The State Government-commissioned report recommends changes that would give private operators vastly increased access to Victoria’s water and sewerage infrastructure, from public dams to household meters.
The Consumer Action Law Centre, Victorian Council of Social Service (VCOSS) and Consumer Utilities Advocacy Centre (CUAC) are concerned that the Government has not properly assessed whether competition in the water sector through third party access will provide any benefits to the Victorian public. Nor has this plan been subject to effective public scrutiny of the risks and benefits involved in such a move.
‘We are very concerned that these recommendations are being made in the absence of a clearly stated policy position from the Government,’ said Nicole Rich, Director – Policy & Campaigns of the Consumer Action Law Centre.
‘There has been no analysis of the benefits and disadvantages of the proposed reforms, so there is no clear evidence that competition in water services would result in better outcomes for consumers. This report puts the how before the why.’

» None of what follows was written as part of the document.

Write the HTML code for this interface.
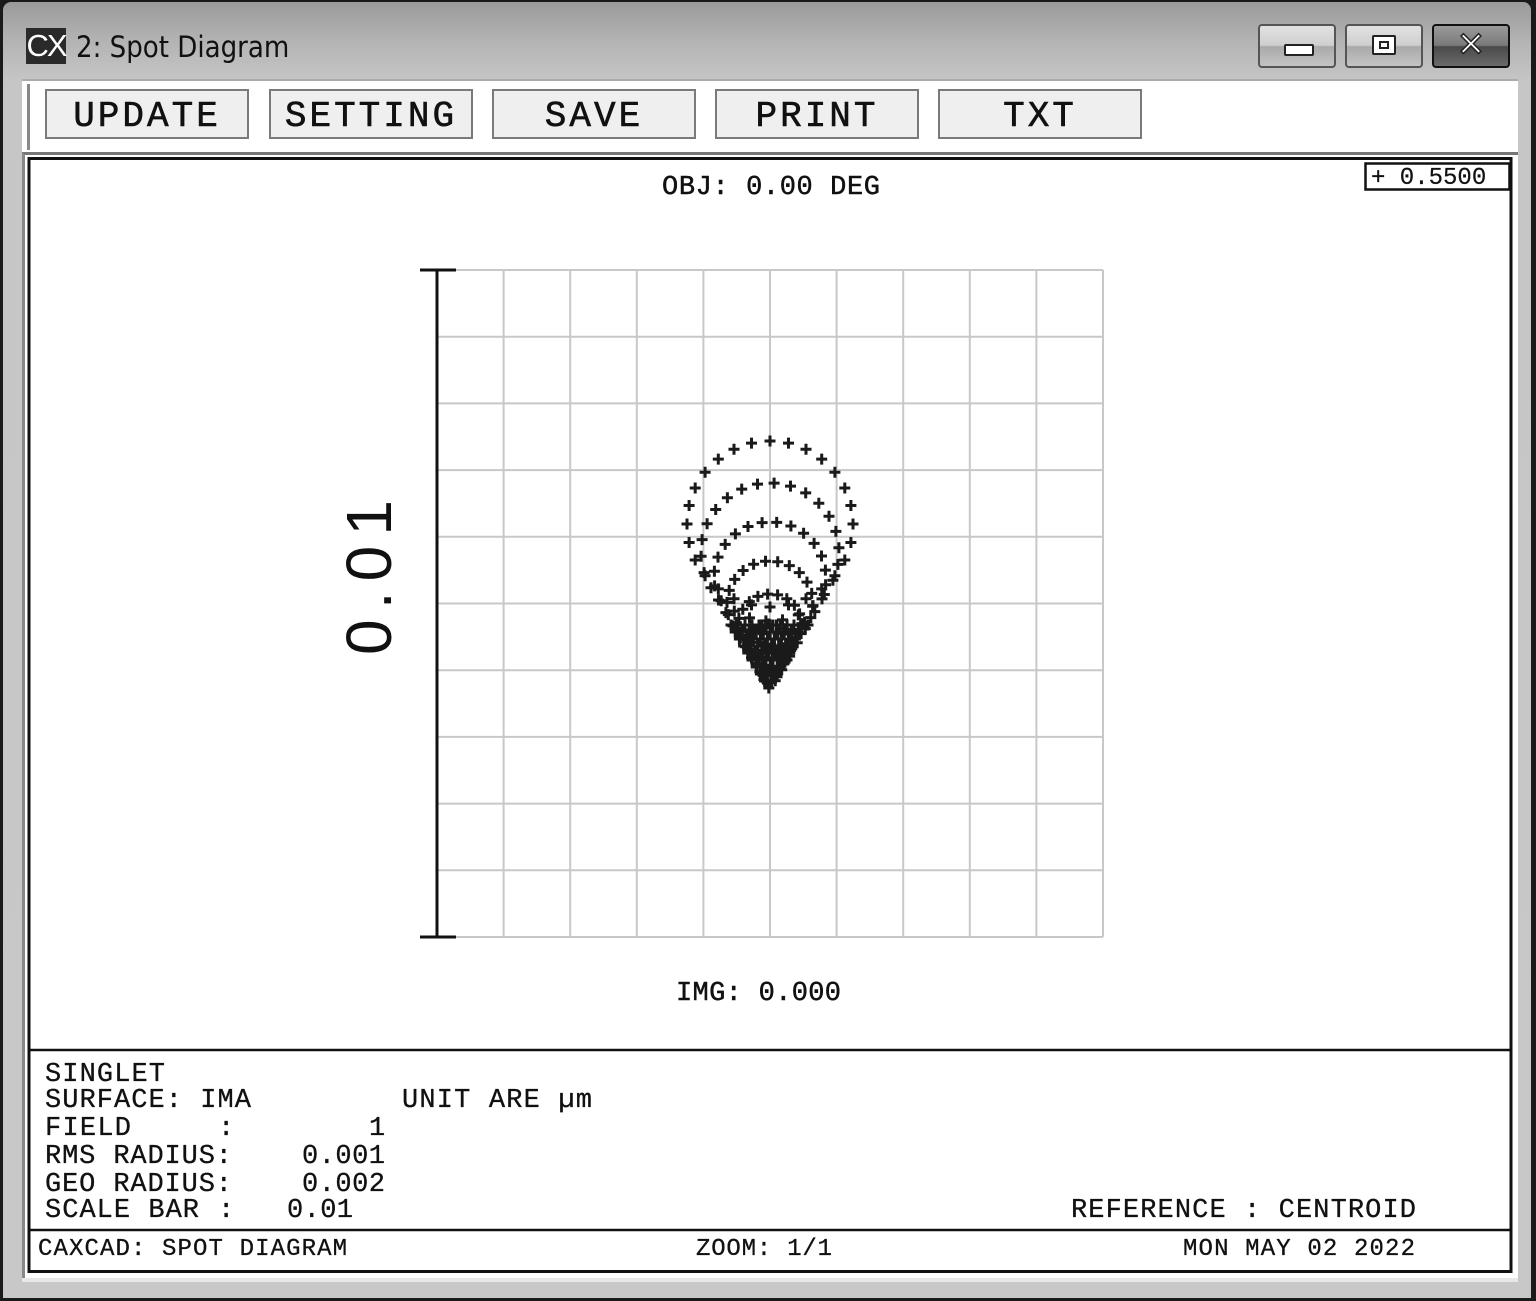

‘The current industry arrangements ensure that vulnerable and disadvantaged households can get equal access to essential water services. We are concerned that changes to the water industry, without proper debate and public scrutiny, could see these consumers lost in a race to the bottom,’ said Cath Smith, CEO of VCOSS.
While the ESC consulted on the Government’s brief, Consumer Action, VCOSS and CUAC believe that the potentially radical changes recommended in the final report require full community consultation and broader public debate – particularly in relation to the recommendations that private operators be allowed access to public dams and reservoirs and to individual household meters.
‘Water is protected in the Victorian Constitution for very good reasons. Water is not like any other commodity,’ said Jo Benvenuti, Executive Officer of the Consumer Utilities Advocacy Centre.
‘Water policy involves issues of public health and environmental concerns, not to mention basic human rights. The public needs to have full confidence in its access to clean, safe drinking water and to safe, secure and affordable billing arrangements.’